The Cost of Missing Out
When you're sitting in cash, you're not just playing it safe; you're potentially missing out on significant growth opportunities.
According to a study by J.P. Morgan Asset Management, if an investor missed the ten best days in the stock market over the last 20 years by holding an all-cash portfolio, their returns would be -50% lower than if they had remained fully invested in stocks.
Additionally, cash doesn't keep up with inflation over time.
The Consumer Price Index (CPI), which measures inflation, has historically increased by about 2-3% per year on average. This means that if your cash isn't growing at least at the rate of inflation, you're effectively losing purchasing power.

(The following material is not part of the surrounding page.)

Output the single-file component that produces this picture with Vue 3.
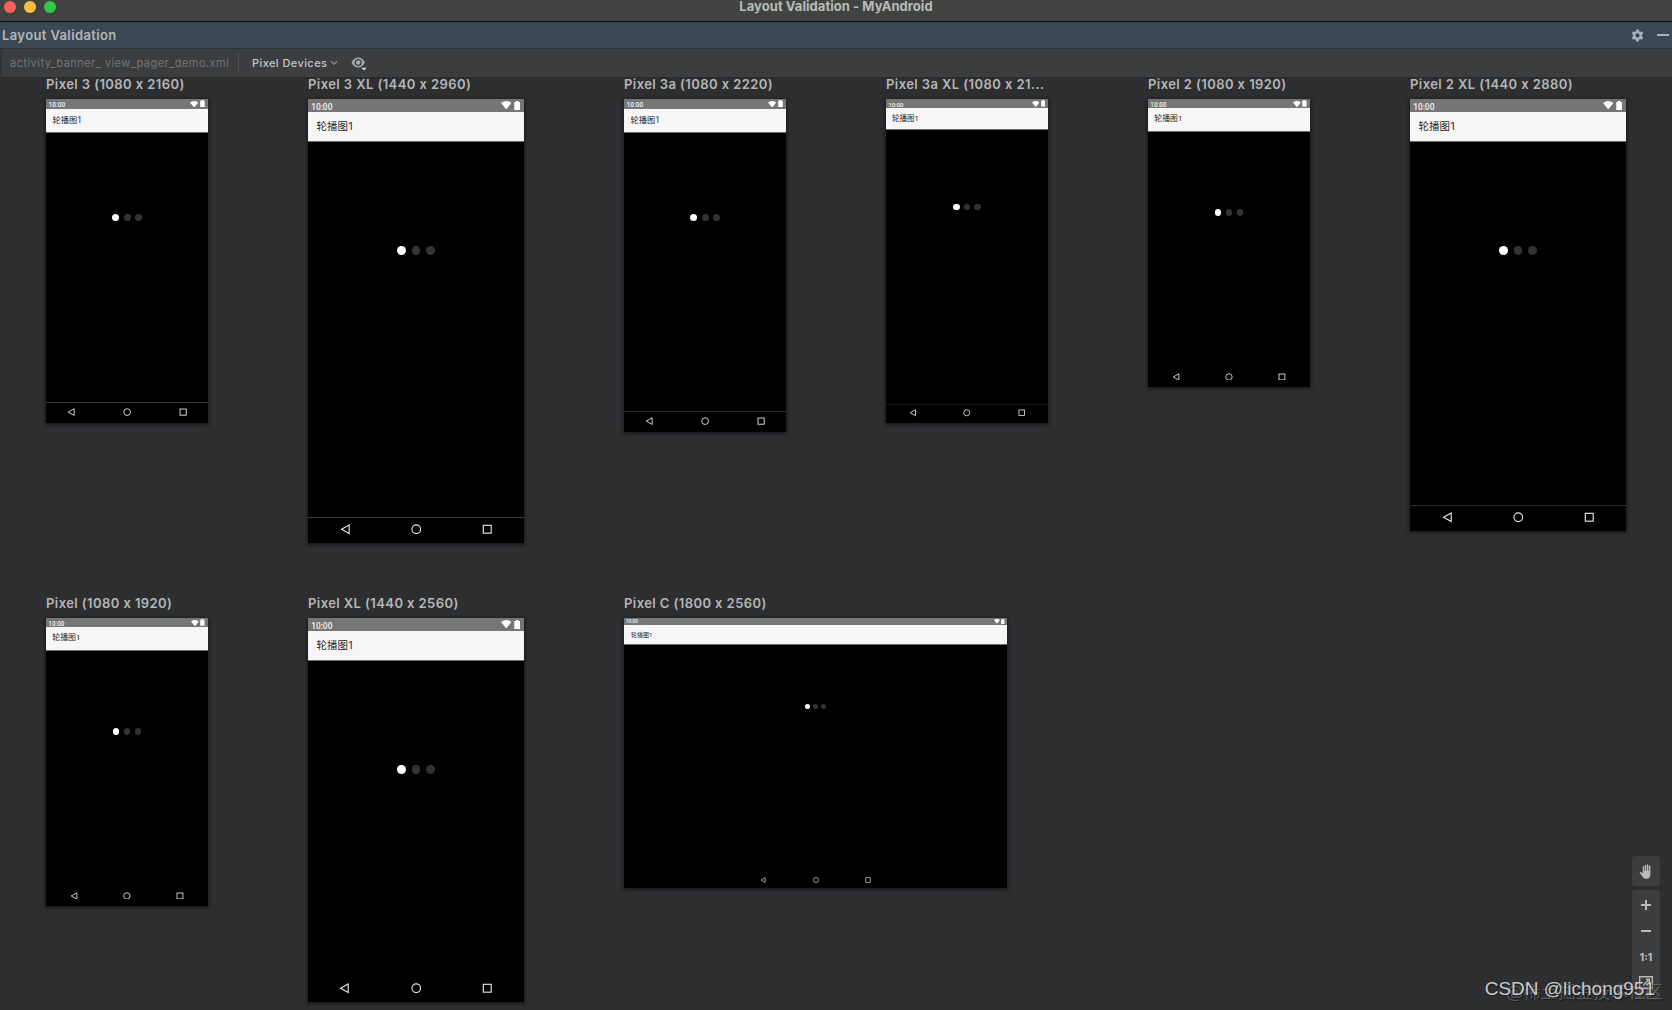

While that is not a problem at present with money market funds yielding 5%, the Federal Reserve is at the beginning of a rate cut cycle.
So don’t expect this paradigm to last much longer.
Striking the Right Balance
While it's prudent to keep some cash for emergencies and short-term needs, over-allocating to cash can be detrimental to your long-term financial goals.
The key is to find the right balance that aligns with your risk tolerance, investment horizon, and financial objectives.
Diversifying your portfolio across different asset classes, including stocks, bonds, crypto, and other investments, can help mitigate risk while providing opportunities for growth.
For me personally, I currently hold 8% of my portfolio in a money market account yielding 5.5% (you can see all my full portfolio in my premium newsletter here):
In the end, the goal is to ensure your money is working for you, keeping pace with inflation, and capitalizing on the long-term growth potential of the markets.
Remember, investing is about time in the market, not timing the market.
So, think twice before sitting on the sidelines with too much cash - the long-term cost might be higher than you realize.